On 10 October 2025, the Albanese Government published the speech given by Dr Daniel Mulino MP (Assistant Treasurer, Minister for Financial Services) at the Insurance Council of Australia Annual Conference 2025.
Among other things the speech highlights:
- Digitisation and AI—promise and risk: The Minister emphasized that digitisation and AI can cut costs, speed up claims (especially post‑disaster), and better identify vulnerable customers. However, more precise risk measurement can exclude high‑risk consumers, so safeguards and customer‑first practices are essential.
- Affordability and resilience imperative: Insurance affordability is worsening due to more frequent, severe natural disasters and higher reinsurance costs. Alarmingly, of the 242,000 homes at highest risk of flooding across the county, 77% lack flood cover and 70% live in below‑median income areas. The Government is investing $1 billion over five years via the Disaster Ready Fund and establishing the Hazards Insurance Partnership to share data on where to invest to reduce risk and insurance costs.

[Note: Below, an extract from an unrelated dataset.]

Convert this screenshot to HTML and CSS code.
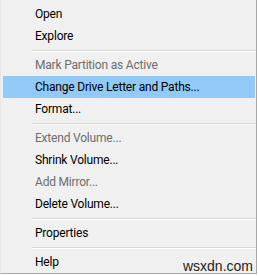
FILE: index.html
```html
<!DOCTYPE html>
<html lang="en">
<head>
    <meta charset="UTF-8">
    <title>Volume context menu</title>
    <link rel="stylesheet" href="styles.css">
</head>
<body>
    <div class="menu">
        <div class="menu-item">Open</div>
        <div class="menu-item">Explore</div>
        <div class="separator"></div>
        <div class="menu-item disabled">Mark Partition as Active</div>
        <div class="menu-item active">Change Drive Letter and Paths...</div>
        <div class="menu-item">Format...</div>
        <div class="separator"></div>
        <div class="menu-item disabled">Extend Volume...</div>
        <div class="menu-item">Shrink Volume...</div>
        <div class="menu-item disabled">Add Mirror...</div>
        <div class="menu-item">Delete Volume...</div>
        <div class="separator"></div>
        <div class="menu-item">Properties</div>
        <div class="separator"></div>
        <div class="menu-item">Help</div>
    </div>
    <div class="watermark">wsxdn.com</div>
</body>
</html>
```
FILE: styles.css
```css
body {
    margin: 0;
    width: 258px;
    height: 276px;
    background-color: #fff;
    font-family: Roboto, sans-serif;
    position: relative;
    overflow: hidden;
}
.menu {
    width: 257px;
    height: 274px;
    padding: 3px 0 0 2px;
    background-color: #f0f0f0;
    border-left: 1px solid #e8e8e8;
    border-right: 1px solid #a8a8a8;
    border-bottom: 1px solid #a8a8a8;
    box-sizing: border-box;
}
.menu-item {
    height: 22px;
    line-height: 22px;
    padding-left: 32px;
    font-size: 12px;
    letter-spacing: -0.2px;
    color: #000;
    white-space: nowrap;
}
.menu-item.disabled {
    color: #6d6d6d;
}
.menu-item.active {
    background-color: #91c9f7;
    margin-right: 1px;
}
.separator {
    height: 1px;
    margin: 3px 0 2px 29px;
    background-color: #d7d7d7;
    border-bottom: 1px solid #fff;
}
.watermark {
    position: absolute;
    right: 5px;
    bottom: 2px;
    font-family: 'Liberation Sans', sans-serif;
    font-size: 14px;
    color: #222;
}
```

- Immediate industry action and policy settings: The sector’s move to an Australian Securities and Investments Commission approved enforceable code is welcomed, but the Minister urged firms to implement fair, transparent practices now. Treasury is also reviewing the cyclone reinsurance pool—the cyclone reinsurance pool is already lowering costs for high cyclone risk, but more can be done to provide incentives for risk mitigation incentives.
On 10 October 2025, the Australian Prudential Regulation Authority (APRA) has also published the remarks made by APRA Executive Board Member Suzanne Smith at the ICA conference 2025.
In this speech Suzanne Smith outlined how Australia’s insurance sector can be “futureproofed” amid rising climate, cyber, and geopolitical risks. She urged insurers to strengthen resilience by getting the basics right every day—maintaining strong capital, prudent underwriting, robust claims management capabilities, operational resilience (including third‑party oversight), and up‑to‑date cyber security—underpinned by clearer accountability under the Financial Accountability Regime.
She calls innovation essential, highlighting digital investment and AI to improve underwriting, claims processes, fraud detection, and cybersecurity—while insisting solutions be transparent and designed for customers, especially around premium drivers and affordability.
Suzanne Smith also discussed leadership and stresses in particular a strong risk culture: boards that drive change, executives who challenge constructively, and staff who feel safe to speak up, with urgent uplift needed in claims and technology areas.